Flower is the latest title from thatgamecompany, and just like their last outing, Flow, this is not by any means your average game. While Flow seemed like a game where the player was meant to experiment and find their own means of enjoying the game, Flower is much more driven in its play style and seems more like an experiment for the developer than for the gamer.
In Flower you control a gust of wind as you move from flower to flower, collecting petals and unlocking areas until you make it to the end goal of the level. This is all done using the Sixaxis to control direction in three dimensions while hitting any button to accelerate. The Sixaxis controls are very well done and I never had issue with them, though this could be due to the mostly relaxed nature of the game and not because the controls are particularly tight as far as Sixaxis use goes. As you pass over and activate flowers you’ll gain a single petal from each one that will be added to your gust of wind. This lends an aesthetic quality to finding every flower possible even if you they aren't necessary for progression, and as you add petals your wind gust will get longer and you’ll be able to travel faster.
The biggest difference between Flower and thatgamecompany’s last endeavor is the use of an unspoken narrative that ties the entire experience together. From the starting screen you choose between flowers on a windowsill, each one representing a level comprised of the flower’s dream. Advancing through a level is done by blowing your gust of wind past a shining flower that will activate something to help you continue the level. There are other objectives that come up during a play through, and even a few obstacles that can damage your wind gust, but none of these should be any real impediment as I never actually died throughout my play through and I'm not sure whether it's even possible to actually die.
The game is very relaxing, which makes sense when you think about the context. There is little I could think of more relaxing than being a gust of wind in a pristine field of grass looking for flowers, but that isn’t to say that Flower is a one trick pony. The levels run the gambit from relaxing, exhilarating, empowering and at points even somewhat frightening. Where Flow made its levels the same and the difference was the character you controlled, Flower uses the same character among wildly different levels to tell a story, and to me that makes for a much more immersive and meaningful experience. Flower definitely has a poignant message for those who care to listen, but it never really intrudes on the gameplay for those who would rather just enjoy the game for what it is. Each level conveys a different mood and contains different challenges to keep things fresh, and later levels are completely different from the first few you try (there are a total of six levels).
The visuals in Flower are a true joy and could be seen as one of the game’s best draws. The blades of grass all waving in the breeze as you pass by, the spectacle of flower petals as you twist across your own path, everything in this game visually is fantastic. I was worried that I would grow tired of the color green when seeing initial videos of this game, but most levels are not dominated by green grass, so that was not an issue. Visually the game is perfect for what it is meant to convey, and I have a hard time finding fault with it.

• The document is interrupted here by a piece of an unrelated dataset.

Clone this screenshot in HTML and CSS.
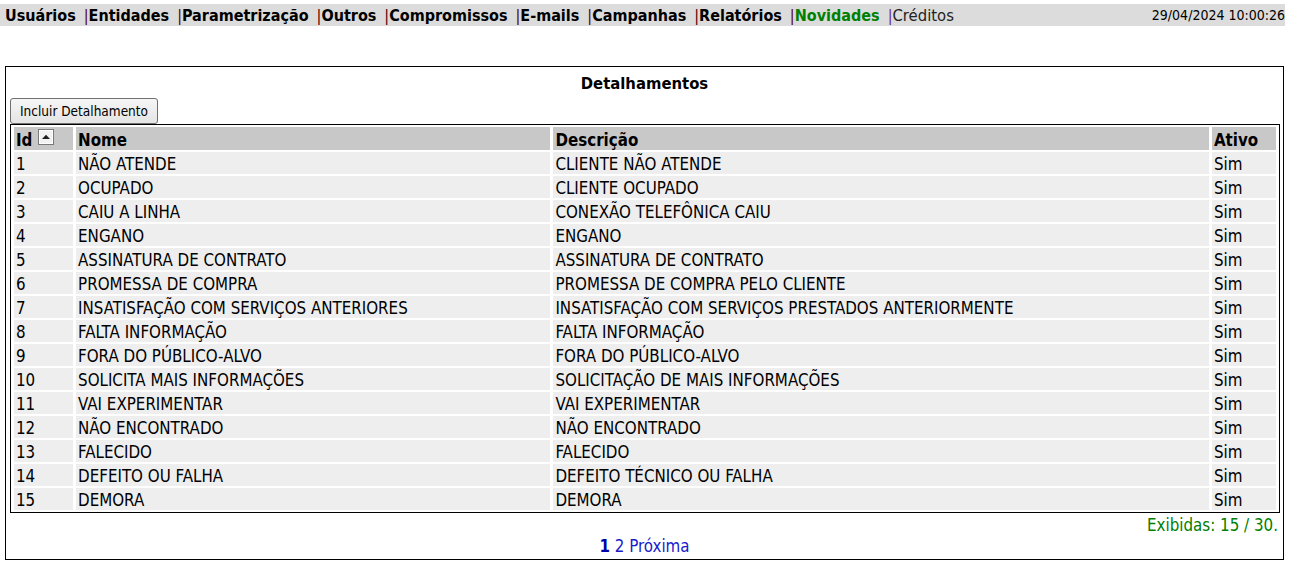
FILE: index.html
```html
<!DOCTYPE html>
<html lang="pt-BR">
<head>
<meta charset="utf-8">
<title>Detalhamentos</title>
<link rel="stylesheet" href="styles.css">
</head>
<body>
<div class="topbar">
  <nav class="menu">
    <a class="item">Usuários</a><span class="sep">|</span><a class="item">Entidades</a><span class="sep">|</span><a class="item">Parametrização</a><span class="sep">|</span><a class="item">Outros</a><span class="sep">|</span><a class="item">Compromissos</a><span class="sep">|</span><a class="item">E-mails</a><span class="sep">|</span><a class="item">Campanhas</a><span class="sep">|</span><a class="item">Relatórios</a><span class="sep">|</span><a class="item novidades">Novidades</a><span class="sep sep-alt">|</span><a class="item creditos">Créditos</a>
  </nav>
  <div class="clock">29/04/2024 10:00:26</div>
</div>

<div class="panel">
  <div class="panel-title">Detalhamentos</div>
  <div class="actions"><button class="btn" type="button">Incluir Detalhamento</button></div>
  <table class="grid">
    <colgroup>
      <col class="c-id"><col class="c-nome"><col class="c-desc"><col class="c-ativo">
    </colgroup>
    <thead>
      <tr><th class="th-id-cell"><span class="th-id"><span>Id</span><span class="sort"><svg class="sort-icon" width="16" height="16" viewBox="0 0 16 16"><rect x="0.5" y="0.5" width="15" height="15" fill="#f2f2f2" stroke="#7a7a7a"/><rect x="1.5" y="1.5" width="13" height="13" fill="none" stroke="#ffffff"/><path d="M4 10 L8 5.8 L12 10 Z" fill="#222"/></svg></span></span></th><th>Nome</th><th>Descrição</th><th>Ativo</th></tr>
    </thead>
    <tbody>
      <tr><td>1</td><td>NÃO ATENDE</td><td>CLIENTE NÃO ATENDE</td><td>Sim</td></tr>
      <tr><td>2</td><td>OCUPADO</td><td>CLIENTE OCUPADO</td><td>Sim</td></tr>
      <tr><td>3</td><td>CAIU A LINHA</td><td>CONEXÃO TELEFÔNICA CAIU</td><td>Sim</td></tr>
      <tr><td>4</td><td>ENGANO</td><td>ENGANO</td><td>Sim</td></tr>
      <tr><td>5</td><td>ASSINATURA DE CONTRATO</td><td>ASSINATURA DE CONTRATO</td><td>Sim</td></tr>
      <tr><td>6</td><td>PROMESSA DE COMPRA</td><td>PROMESSA DE COMPRA PELO CLIENTE</td><td>Sim</td></tr>
      <tr><td>7</td><td>INSATISFAÇÃO COM SERVIÇOS ANTERIORES</td><td>INSATISFAÇÃO COM SERVIÇOS PRESTADOS ANTERIORMENTE</td><td>Sim</td></tr>
      <tr><td>8</td><td>FALTA INFORMAÇÃO</td><td>FALTA INFORMAÇÃO</td><td>Sim</td></tr>
      <tr><td>9</td><td>FORA DO PÚBLICO-ALVO</td><td>FORA DO PÚBLICO-ALVO</td><td>Sim</td></tr>
      <tr><td>10</td><td>SOLICITA MAIS INFORMAÇÕES</td><td>SOLICITAÇÃO DE MAIS INFORMAÇÕES</td><td>Sim</td></tr>
      <tr><td>11</td><td>VAI EXPERIMENTAR</td><td>VAI EXPERIMENTAR</td><td>Sim</td></tr>
      <tr><td>12</td><td>NÃO ENCONTRADO</td><td>NÃO ENCONTRADO</td><td>Sim</td></tr>
      <tr><td>13</td><td>FALECIDO</td><td>FALECIDO</td><td>Sim</td></tr>
      <tr><td>14</td><td>DEFEITO OU FALHA</td><td>DEFEITO TÉCNICO OU FALHA</td><td>Sim</td></tr>
      <tr><td>15</td><td>DEMORA</td><td>DEMORA</td><td>Sim</td></tr>
    </tbody>
  </table>
  <div class="count">Exibidas: 15 / 30.</div>
  <div class="pager"><b class="cur">1</b> <a class="pg">2</a> <a class="pg">Próxima</a></div>
</div>
</body>
</html>
```

FILE: styles.css
```css
html, body {
  margin: 0;
  padding: 0;
  background: #ffffff;
}
body {
  font-family: "DejaVu Sans Condensed", "DejaVu Sans", sans-serif;
  font-stretch: condensed;
  font-size: 16px;
  color: #000;
}
.topbar {
  margin-top: 4px;
  width: 1285px;
  height: 22px;
  background: #dcdcdc;
  display: flex;
  align-items: center;
  justify-content: space-between;
}
.menu {
  padding-left: 5px;
  font-weight: bold;
  font-size: 16px;
  white-space: nowrap;
}
.item { color: #000; text-decoration: none; }
.sep { color: #5a0000; font-weight: normal; padding-left: 8px; }
.sep-alt { color: #6a2a8a; }
.novidades { color: #008000; }
.creditos { font-weight: normal; color: #222; font-size: 16.5px; }
.clock {
  font-size: 14px;
  color: #000;
}
.panel {
  margin: 40px 0 0 5px;
  width: 1277px;
  border: 1px solid #000;
}
.panel-title {
  text-align: center;
  font-weight: bold;
  font-size: 16.5px;
  height: 31px;
  line-height: 33px;
}
.actions {
  padding-left: 4px;
}
.btn {
  font-family: inherit;
  font-stretch: condensed;
  font-size: 13.5px;
  height: 26px;
  width: 148px;
  padding: 0;
  border: 1px solid #707070;
  border-radius: 3px;
  background: linear-gradient(#f6f6f6, #e4e4e4);
  color: #000;
  display: block;
}
.grid {
  margin: 0 0 0 4px;
  width: 1270px;
  border: 1px solid #000;
  border-spacing: 3px 2px;
  table-layout: fixed;
}
.c-id { width: 59px; }
.c-nome { width: 474px; }
.c-desc { width: 655px; }
.c-ativo { width: 64px; }
.grid th, .grid td {
  text-align: left;
  padding: 1px 2px 0 2px;
  height: 21px;
  font-size: 16.8px;
  white-space: nowrap;
}
.grid th {
  background: #c8c8c8;
  font-weight: bold;
  padding-top: 3px;
  height: 19px;
}
.grid td {
  background: #eeeeee;
}
.th-id-cell { vertical-align: top; }
.th-id { display: flex; align-items: flex-start; gap: 6px; }
.sort { display: block; flex: none; width: 16px; height: 16px; margin-top: -1px; }
.sort-icon { display: block; }
.count {
  text-align: right;
  color: #008000;
  font-size: 16.8px;
  padding: 2px 5px 0 0;
  height: 21px;
}
.pager {
  text-align: center;
  font-size: 16.8px;
  height: 23px;
}
.cur { color: #0000aa; }
.pg { color: #1a1acc; text-decoration: none; }
```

Audio presentation is probably Flower’s second best quality. Music in the game is classical and each level has its own tracks that do very well to convey the mood, although they aren’t of high enough quality to be remembered individually. Sound effects are as high in quality as the music and really help to make the game more immersive. Hearing the wind blowing as you move through the blades of grass is almost exactly as I would imagine being a gust of wind would sound like, and each flower that you pass by and activate emits a single note. These notes can be quite meaningful and pretty when a sequence of flowers all with different notes are activated and treat you to a short song of your own “design” as you pass through them.
Flower’s gameplay fits the overall game very well, but there is not a lot of depth to it. You’ll have fun, but I could definitely see it getting repetitive if the game was longer. I was happy to find that there were obstacles throughout the game to keep each level fresh, and some power-ups that help you to get through obstacles or paint your designs along the grass, but these really only serve to keep you playing through the game, and don’t lead to enough depth that I can envision people replaying the game solely for the gameplay.
Sadly, just as Flow’s worst quality was value, Flower follows in its footsteps. The title is only ten dollars, but you’ll only get 2 hours of content out of that. There are unlockable trophies for finding the three secret flowers in each of the 6 levels and performing various other tasks, but there is little else to make one come back to the game, other than the desire to play around in the levels and take in the admittedly fantastic presentation of the narrative all over again.
Overall, Flower is a very interesting foray into gaming that improves upon its spiritual predecessor in almost every way. The presentation is amazing, the gameplay is relaxing yet varied, and the narrative and message behind the title is truly something worth telling, but the short play time and lack of depth in gameplay keep this title from being a top tier title. That said, Flower is still very fun and a worthwhile experience as long as you understand that your ten dollars will only get you two to three hours of amazing presentation and poignant narrative.